• [Given material]:
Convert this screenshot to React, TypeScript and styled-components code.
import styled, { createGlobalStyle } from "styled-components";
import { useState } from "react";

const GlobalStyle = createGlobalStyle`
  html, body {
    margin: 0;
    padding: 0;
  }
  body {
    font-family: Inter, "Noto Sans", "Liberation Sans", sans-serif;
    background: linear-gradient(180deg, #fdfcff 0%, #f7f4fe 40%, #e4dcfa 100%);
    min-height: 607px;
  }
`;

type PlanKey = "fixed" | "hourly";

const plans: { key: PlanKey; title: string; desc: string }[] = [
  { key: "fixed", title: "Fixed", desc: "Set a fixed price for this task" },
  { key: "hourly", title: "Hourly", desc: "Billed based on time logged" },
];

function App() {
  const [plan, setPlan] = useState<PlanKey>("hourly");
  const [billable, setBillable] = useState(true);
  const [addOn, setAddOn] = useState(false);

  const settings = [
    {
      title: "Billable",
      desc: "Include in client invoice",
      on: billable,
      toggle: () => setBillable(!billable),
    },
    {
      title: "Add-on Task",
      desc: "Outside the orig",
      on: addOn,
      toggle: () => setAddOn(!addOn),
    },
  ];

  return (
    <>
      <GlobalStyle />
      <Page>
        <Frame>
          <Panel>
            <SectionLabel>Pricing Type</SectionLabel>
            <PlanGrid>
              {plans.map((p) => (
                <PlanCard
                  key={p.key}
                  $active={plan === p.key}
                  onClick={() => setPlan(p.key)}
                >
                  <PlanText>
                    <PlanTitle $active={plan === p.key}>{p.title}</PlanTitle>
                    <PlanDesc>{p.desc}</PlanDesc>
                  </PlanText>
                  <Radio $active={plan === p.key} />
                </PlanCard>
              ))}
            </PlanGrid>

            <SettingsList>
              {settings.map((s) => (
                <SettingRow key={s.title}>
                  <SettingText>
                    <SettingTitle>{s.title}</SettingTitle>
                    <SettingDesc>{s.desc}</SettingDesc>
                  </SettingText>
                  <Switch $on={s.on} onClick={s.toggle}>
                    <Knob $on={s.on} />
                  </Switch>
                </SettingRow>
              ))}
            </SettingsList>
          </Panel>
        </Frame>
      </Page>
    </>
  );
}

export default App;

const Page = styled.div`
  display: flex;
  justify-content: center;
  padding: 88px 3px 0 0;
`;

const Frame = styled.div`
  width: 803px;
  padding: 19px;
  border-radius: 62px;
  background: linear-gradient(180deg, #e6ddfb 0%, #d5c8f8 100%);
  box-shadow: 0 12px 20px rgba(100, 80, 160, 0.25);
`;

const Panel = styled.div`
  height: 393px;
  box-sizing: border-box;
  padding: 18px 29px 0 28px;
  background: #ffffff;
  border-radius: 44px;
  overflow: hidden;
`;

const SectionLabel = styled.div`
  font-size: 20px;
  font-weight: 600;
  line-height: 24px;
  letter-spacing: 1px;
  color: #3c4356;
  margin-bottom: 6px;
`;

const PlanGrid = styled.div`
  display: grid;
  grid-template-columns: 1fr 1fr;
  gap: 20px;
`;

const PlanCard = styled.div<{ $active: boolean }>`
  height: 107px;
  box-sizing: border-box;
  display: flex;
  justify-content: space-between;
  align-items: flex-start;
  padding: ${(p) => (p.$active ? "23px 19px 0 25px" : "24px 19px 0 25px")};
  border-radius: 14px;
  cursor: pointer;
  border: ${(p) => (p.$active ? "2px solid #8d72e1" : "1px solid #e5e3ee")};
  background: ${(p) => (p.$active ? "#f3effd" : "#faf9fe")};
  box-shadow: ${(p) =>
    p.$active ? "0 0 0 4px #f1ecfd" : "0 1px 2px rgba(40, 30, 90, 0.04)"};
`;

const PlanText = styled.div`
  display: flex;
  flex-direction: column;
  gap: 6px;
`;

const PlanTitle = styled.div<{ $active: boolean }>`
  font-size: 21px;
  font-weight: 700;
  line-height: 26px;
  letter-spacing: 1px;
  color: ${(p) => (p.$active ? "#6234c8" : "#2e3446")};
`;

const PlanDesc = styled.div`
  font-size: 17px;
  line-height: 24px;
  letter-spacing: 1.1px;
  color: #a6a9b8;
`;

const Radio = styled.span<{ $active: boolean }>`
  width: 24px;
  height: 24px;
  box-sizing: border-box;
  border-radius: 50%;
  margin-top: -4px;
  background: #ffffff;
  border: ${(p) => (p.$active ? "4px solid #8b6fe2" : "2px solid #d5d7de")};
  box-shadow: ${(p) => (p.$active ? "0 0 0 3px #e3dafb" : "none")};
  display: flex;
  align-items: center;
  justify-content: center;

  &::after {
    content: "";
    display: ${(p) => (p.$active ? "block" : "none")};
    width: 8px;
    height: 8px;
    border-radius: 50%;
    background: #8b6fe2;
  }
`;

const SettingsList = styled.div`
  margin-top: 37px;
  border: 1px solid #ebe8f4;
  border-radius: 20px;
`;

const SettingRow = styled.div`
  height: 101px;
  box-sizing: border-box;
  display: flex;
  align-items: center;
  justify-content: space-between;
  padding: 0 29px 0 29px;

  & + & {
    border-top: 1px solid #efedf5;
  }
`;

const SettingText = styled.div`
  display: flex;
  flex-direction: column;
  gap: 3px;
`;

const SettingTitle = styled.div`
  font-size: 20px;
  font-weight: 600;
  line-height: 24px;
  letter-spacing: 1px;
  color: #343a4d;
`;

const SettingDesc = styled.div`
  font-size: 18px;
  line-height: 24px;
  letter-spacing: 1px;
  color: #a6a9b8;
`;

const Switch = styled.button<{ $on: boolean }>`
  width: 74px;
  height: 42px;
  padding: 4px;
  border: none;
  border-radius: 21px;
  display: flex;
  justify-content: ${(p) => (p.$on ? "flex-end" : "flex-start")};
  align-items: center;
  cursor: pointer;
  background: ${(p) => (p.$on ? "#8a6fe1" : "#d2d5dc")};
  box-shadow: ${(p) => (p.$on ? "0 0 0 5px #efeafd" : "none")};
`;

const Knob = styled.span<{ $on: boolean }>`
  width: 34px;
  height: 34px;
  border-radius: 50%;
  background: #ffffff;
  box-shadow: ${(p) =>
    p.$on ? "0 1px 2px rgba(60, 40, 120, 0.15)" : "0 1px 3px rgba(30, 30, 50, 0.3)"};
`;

• [Set task]: Write out exactly the lines from the start of the material through the line with "const [addOn, setAddOn] = useState(false);". No other output is expected.

• [Task response]:
Convert this screenshot to React, TypeScript and styled-components code.
import styled, { createGlobalStyle } from "styled-components";
import { useState } from "react";

const GlobalStyle = createGlobalStyle`
  html, body {
    margin: 0;
    padding: 0;
  }
  body {
    font-family: Inter, "Noto Sans", "Liberation Sans", sans-serif;
    background: linear-gradient(180deg, #fdfcff 0%, #f7f4fe 40%, #e4dcfa 100%);
    min-height: 607px;
  }
`;

type PlanKey = "fixed" | "hourly";

const plans: { key: PlanKey; title: string; desc: string }[] = [
  { key: "fixed", title: "Fixed", desc: "Set a fixed price for this task" },
  { key: "hourly", title: "Hourly", desc: "Billed based on time logged" },
];

function App() {
  const [plan, setPlan] = useState<PlanKey>("hourly");
  const [billable, setBillable] = useState(true);
  const [addOn, setAddOn] = useState(false);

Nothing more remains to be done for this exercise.